Adriano Belli (born August 25, 1977) is a Canadian former professional football player who played in the Canadian Football League (CFL). Belli is nicknamed "The Kissing Bandit" for his penchant for kissing people on their cheeks. He has gained a reputation for being a kind and funny man off the field and a nasty and annoying player to his opponents on the field.

==Early life==
Belli grew up in the High Park region of Toronto and attended Humberside Collegiate Institute for the first three years of high school. He then elected to transfer to Central Technical School in the Harbord Village area of Toronto and commuted by subway to take advantage of Central Tech's football program.

==College career==
Belli played college football for the Houston Cougars. He credits his high school coach, Chuck Wakefield, for helping him get a scholarship to the University of Houston.

==Professional career==
Belli was drafted in the first round, sixth overall, by the BC Lions in the 2000 CFL draft. However, he spent two years in the NFL, prior to joining the Lions in 2001.

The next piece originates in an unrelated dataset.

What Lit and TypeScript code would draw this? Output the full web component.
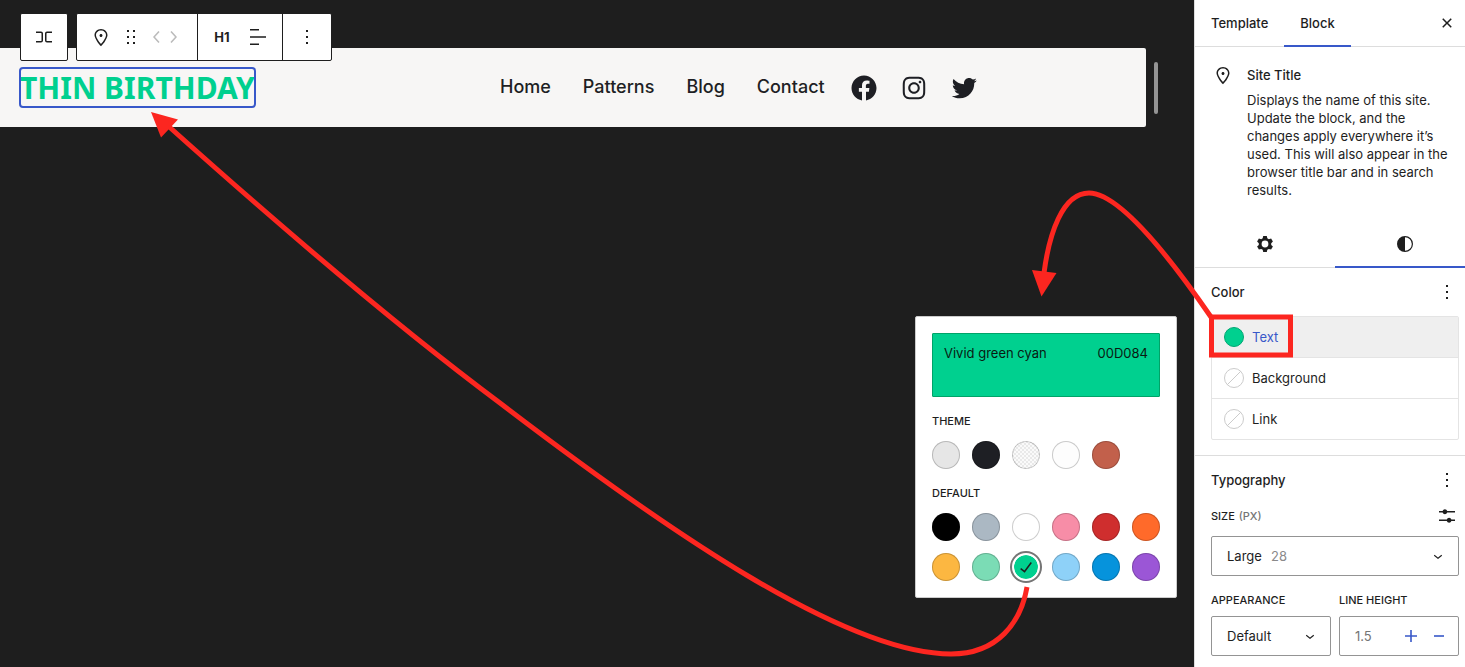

On February 19, 2007, the Toronto Argonauts signed Belli.

After the last game of the 2009 season, Belli charged into the Montreal Alouettes locker room and challenged the entire team to a fight.

Belli retired on May 11, 2011, on a Tall ship in Toronto and became a colour commentator/sportscaster on Rogers Sportsnet as their CFL Analyst.

During his retirement, Belli competed for Team Canada when they participated in the 2011 IFAF World Championship in Austria. The team went on to win the Silver medal.

On October 17, 2012, Belli came out of retirement and was signed by the Toronto Argonauts. He went on to win the 100th Grey Cup with the Argos, a game in which he was ejected. Belli officially retired from the CFL for the second time on May 29, 2013.

==Personal life==
Belli also runs a meat distribution and packing company with his family in Georgtetown, Ontario.